Transformer Encoder Self-Attention pad masking is applied to only one axis

DomainFlag · June 10, 2021, 11:37am

I have a question regarding the MultiheadAttention and multi_head_attention_forward, it seems like the padding masking is applied only to one axis instead of being applied to two axes.

When attaching hook to the attention module, I receive the attention weights as so, when I would expect instead only a non-zero square attention map while the rest being zero ?

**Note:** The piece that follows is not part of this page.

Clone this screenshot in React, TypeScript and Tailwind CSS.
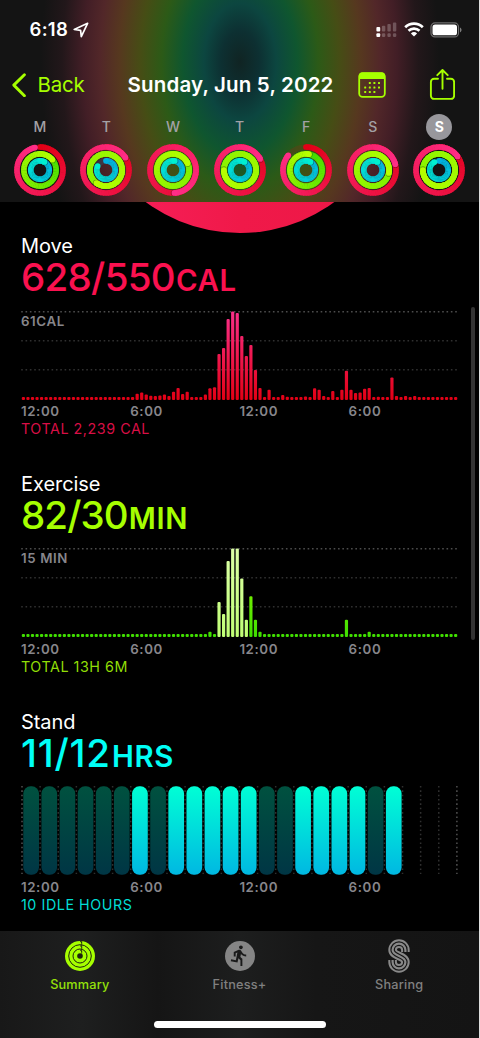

Looking at the source code:

    if key_padding_mask is not None:
        attn_output_weights = attn_output_weights.view(bsz, num_heads, tgt_len, src_len)
        attn_output_weights = attn_output_weights.masked_fill(
            key_padding_mask.unsqueeze(1).unsqueeze(2),
            float("-inf"),
        )
        # **Expect Extra** =============>
        attn_output_weights = attn_output_weights.masked_fill(
            key_padding_mask.unsqueeze(1).unsqueeze(2).transpose(-1, -2),
            float("-inf"),
        )
        # <==================== End + Handle the lower zero-row softmax.
        attn_output_weights = attn_output_weights.view(bsz * num_heads, tgt_len, src_len)

Is it something I am missing or that’s intended like so which seems weird, as attention is shared between padding and audio features?